**Written problem**.
Your task is to repeat all of the data exactly while excluding the pictures.

**Information shown**.
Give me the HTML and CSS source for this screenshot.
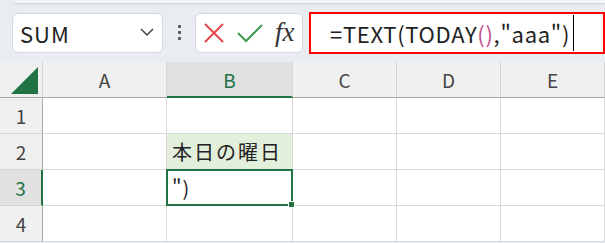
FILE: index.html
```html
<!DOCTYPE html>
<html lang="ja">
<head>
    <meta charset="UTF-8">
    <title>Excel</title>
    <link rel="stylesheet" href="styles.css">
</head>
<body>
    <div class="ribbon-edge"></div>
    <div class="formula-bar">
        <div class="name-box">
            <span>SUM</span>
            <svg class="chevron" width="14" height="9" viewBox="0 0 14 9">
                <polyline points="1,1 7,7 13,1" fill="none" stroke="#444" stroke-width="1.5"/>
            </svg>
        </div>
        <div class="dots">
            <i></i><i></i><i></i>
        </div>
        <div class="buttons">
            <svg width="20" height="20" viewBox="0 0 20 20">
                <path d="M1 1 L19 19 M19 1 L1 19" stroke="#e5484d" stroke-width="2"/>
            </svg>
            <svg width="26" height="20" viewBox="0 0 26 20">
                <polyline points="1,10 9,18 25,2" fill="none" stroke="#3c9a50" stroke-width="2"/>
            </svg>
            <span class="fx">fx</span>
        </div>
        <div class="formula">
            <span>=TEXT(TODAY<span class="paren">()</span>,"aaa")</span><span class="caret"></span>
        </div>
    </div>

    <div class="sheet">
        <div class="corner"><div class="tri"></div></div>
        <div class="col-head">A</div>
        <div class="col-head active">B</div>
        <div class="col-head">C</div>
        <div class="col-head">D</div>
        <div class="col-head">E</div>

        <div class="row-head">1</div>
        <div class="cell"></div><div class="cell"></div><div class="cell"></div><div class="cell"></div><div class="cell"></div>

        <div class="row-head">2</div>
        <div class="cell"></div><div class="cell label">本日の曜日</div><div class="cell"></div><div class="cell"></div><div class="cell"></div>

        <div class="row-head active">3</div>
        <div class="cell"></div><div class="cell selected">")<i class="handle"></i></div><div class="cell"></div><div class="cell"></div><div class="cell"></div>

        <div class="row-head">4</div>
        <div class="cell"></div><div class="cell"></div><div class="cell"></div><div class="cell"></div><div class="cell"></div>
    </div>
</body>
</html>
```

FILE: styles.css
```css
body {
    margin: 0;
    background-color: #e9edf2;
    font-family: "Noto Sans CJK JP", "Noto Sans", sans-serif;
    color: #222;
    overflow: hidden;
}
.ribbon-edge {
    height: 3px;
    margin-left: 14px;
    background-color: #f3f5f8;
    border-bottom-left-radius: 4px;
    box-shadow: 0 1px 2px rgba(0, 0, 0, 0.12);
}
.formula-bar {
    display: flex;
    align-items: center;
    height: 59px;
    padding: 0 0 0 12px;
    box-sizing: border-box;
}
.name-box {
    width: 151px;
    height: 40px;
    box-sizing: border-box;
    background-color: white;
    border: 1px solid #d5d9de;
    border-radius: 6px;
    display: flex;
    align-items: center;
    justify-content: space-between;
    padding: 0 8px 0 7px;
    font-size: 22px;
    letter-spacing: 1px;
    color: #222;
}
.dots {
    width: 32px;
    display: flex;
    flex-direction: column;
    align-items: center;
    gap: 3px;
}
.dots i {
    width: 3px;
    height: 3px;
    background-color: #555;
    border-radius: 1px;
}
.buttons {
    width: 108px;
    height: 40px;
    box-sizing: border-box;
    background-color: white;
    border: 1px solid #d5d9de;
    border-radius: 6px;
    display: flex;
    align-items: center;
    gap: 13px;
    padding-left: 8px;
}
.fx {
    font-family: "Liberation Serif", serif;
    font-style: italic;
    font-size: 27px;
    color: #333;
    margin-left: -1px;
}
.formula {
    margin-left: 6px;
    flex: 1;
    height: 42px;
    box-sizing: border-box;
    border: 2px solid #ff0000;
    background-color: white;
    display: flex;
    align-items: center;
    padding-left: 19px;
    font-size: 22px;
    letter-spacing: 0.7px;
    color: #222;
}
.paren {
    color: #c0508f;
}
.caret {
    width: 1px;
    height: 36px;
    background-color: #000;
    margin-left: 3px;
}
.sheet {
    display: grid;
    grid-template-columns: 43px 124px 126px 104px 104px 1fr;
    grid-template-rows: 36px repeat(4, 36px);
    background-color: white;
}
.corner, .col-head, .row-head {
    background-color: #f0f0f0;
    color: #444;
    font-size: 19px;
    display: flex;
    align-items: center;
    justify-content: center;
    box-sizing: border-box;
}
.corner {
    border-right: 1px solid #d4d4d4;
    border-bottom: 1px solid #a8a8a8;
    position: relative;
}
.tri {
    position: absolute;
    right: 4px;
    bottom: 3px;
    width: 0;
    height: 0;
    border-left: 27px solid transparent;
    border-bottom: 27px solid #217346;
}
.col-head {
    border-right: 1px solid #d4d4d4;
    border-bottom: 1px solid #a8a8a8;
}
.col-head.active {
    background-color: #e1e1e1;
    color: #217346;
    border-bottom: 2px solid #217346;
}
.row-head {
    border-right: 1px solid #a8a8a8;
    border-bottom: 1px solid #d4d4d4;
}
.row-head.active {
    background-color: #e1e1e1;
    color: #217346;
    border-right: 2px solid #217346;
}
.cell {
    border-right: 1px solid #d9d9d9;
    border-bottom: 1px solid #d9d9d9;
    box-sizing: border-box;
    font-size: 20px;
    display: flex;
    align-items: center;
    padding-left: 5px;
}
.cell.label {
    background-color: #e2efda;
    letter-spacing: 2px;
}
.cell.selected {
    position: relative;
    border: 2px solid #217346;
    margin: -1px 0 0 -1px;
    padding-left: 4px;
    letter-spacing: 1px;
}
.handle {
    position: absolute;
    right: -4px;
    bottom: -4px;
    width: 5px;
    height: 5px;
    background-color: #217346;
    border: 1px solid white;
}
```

**Answer to the exercise**.
Give me the HTML and CSS source for this screenshot.
FILE: index.html
```html
<!DOCTYPE html>
<html lang="ja">
<head>
    <meta charset="UTF-8">
    <title>Excel</title>
    <link rel="stylesheet" href="styles.css">
</head>
<body>
    <div class="ribbon-edge"></div>
    <div class="formula-bar">
        <div class="name-box">
            <span>SUM</span>
            <svg class="chevron" width="14" height="9" viewBox="0 0 14 9">
                <polyline points="1,1 7,7 13,1" fill="none" stroke="#444" stroke-width="1.5"/>
            </svg>
        </div>
        <div class="dots">
            <i></i><i></i><i></i>
        </div>
        <div class="buttons">
            <svg width="20" height="20" viewBox="0 0 20 20">
                <path d="M1 1 L19 19 M19 1 L1 19" stroke="#e5484d" stroke-width="2"/>
            </svg>
            <svg width="26" height="20" viewBox="0 0 26 20">
                <polyline points="1,10 9,18 25,2" fill="none" stroke="#3c9a50" stroke-width="2"/>
            </svg>
            <span class="fx">fx</span>
        </div>
        <div class="formula">
            <span>=TEXT(TODAY<span class="paren">()</span>,"aaa")</span><span class="caret"></span>
        </div>
    </div>

    <div class="sheet">
        <div class="corner"><div class="tri"></div></div>
        <div class="col-head">A</div>
        <div class="col-head active">B</div>
        <div class="col-head">C</div>
        <div class="col-head">D</div>
        <div class="col-head">E</div>

        <div class="row-head">1</div>
        <div class="cell"></div><div class="cell"></div><div class="cell"></div><div class="cell"></div><div class="cell"></div>

        <div class="row-head">2</div>
        <div class="cell"></div><div class="cell label">本日の曜日</div><div class="cell"></div><div class="cell"></div><div class="cell"></div>

        <div class="row-head active">3</div>
        <div class="cell"></div><div class="cell selected">")<i class="handle"></i></div><div class="cell"></div><div class="cell"></div><div class="cell"></div>

        <div class="row-head">4</div>
        <div class="cell"></div><div class="cell"></div><div class="cell"></div><div class="cell"></div><div class="cell"></div>
    </div>
</body>
</html>
```

FILE: styles.css
```css
body {
    margin: 0;
    background-color: #e9edf2;
    font-family: "Noto Sans CJK JP", "Noto Sans", sans-serif;
    color: #222;
    overflow: hidden;
}
.ribbon-edge {
    height: 3px;
    margin-left: 14px;
    background-color: #f3f5f8;
    border-bottom-left-radius: 4px;
    box-shadow: 0 1px 2px rgba(0, 0, 0, 0.12);
}
.formula-bar {
    display: flex;
    align-items: center;
    height: 59px;
    padding: 0 0 0 12px;
    box-sizing: border-box;
}
.name-box {
    width: 151px;
    height: 40px;
    box-sizing: border-box;
    background-color: white;
    border: 1px solid #d5d9de;
    border-radius: 6px;
    display: flex;
    align-items: center;
    justify-content: space-between;
    padding: 0 8px 0 7px;
    font-size: 22px;
    letter-spacing: 1px;
    color: #222;
}
.dots {
    width: 32px;
    display: flex;
    flex-direction: column;
    align-items: center;
    gap: 3px;
}
.dots i {
    width: 3px;
    height: 3px;
    background-color: #555;
    border-radius: 1px;
}
.buttons {
    width: 108px;
    height: 40px;
    box-sizing: border-box;
    background-color: white;
    border: 1px solid #d5d9de;
    border-radius: 6px;
    display: flex;
    align-items: center;
    gap: 13px;
    padding-left: 8px;
}
.fx {
    font-family: "Liberation Serif", serif;
    font-style: italic;
    font-size: 27px;
    color: #333;
    margin-left: -1px;
}
.formula {
    margin-left: 6px;
    flex: 1;
    height: 42px;
    box-sizing: border-box;
    border: 2px solid #ff0000;
    background-color: white;
    display: flex;
    align-items: center;
    padding-left: 19px;
    font-size: 22px;
    letter-spacing: 0.7px;
    color: #222;
}
.paren {
    color: #c0508f;
}
.caret {
    width: 1px;
    height: 36px;
    background-color: #000;
    margin-left: 3px;
}
.sheet {
    display: grid;
    grid-template-columns: 43px 124px 126px 104px 104px 1fr;
    grid-template-rows: 36px repeat(4, 36px);
    background-color: white;
}
.corner, .col-head, .row-head {
    background-color: #f0f0f0;
    color: #444;
    font-size: 19px;
    display: flex;
    align-items: center;
    justify-content: center;
    box-sizing: border-box;
}
.corner {
    border-right: 1px solid #d4d4d4;
    border-bottom: 1px solid #a8a8a8;
    position: relative;
}
.tri {
    position: absolute;
    right: 4px;
    bottom: 3px;
    width: 0;
    height: 0;
    border-left: 27px solid transparent;
    border-bottom: 27px solid #217346;
}
.col-head {
    border-right: 1px solid #d4d4d4;
    border-bottom: 1px solid #a8a8a8;
}
.col-head.active {
    background-color: #e1e1e1;
    color: #217346;
    border-bottom: 2px solid #217346;
}
.row-head {
    border-right: 1px solid #a8a8a8;
    border-bottom: 1px solid #d4d4d4;
}
.row-head.active {
    background-color: #e1e1e1;
    color: #217346;
    border-right: 2px solid #217346;
}
.cell {
    border-right: 1px solid #d9d9d9;
    border-bottom: 1px solid #d9d9d9;
    box-sizing: border-box;
    font-size: 20px;
    display: flex;
    align-items: center;
    padding-left: 5px;
}
.cell.label {
    background-color: #e2efda;
    letter-spacing: 2px;
}
.cell.selected {
    position: relative;
    border: 2px solid #217346;
    margin: -1px 0 0 -1px;
    padding-left: 4px;
    letter-spacing: 1px;
}
.handle {
    position: absolute;
    right: -4px;
    bottom: -4px;
    width: 5px;
    height: 5px;
    background-color: #217346;
    border: 1px solid white;
}
```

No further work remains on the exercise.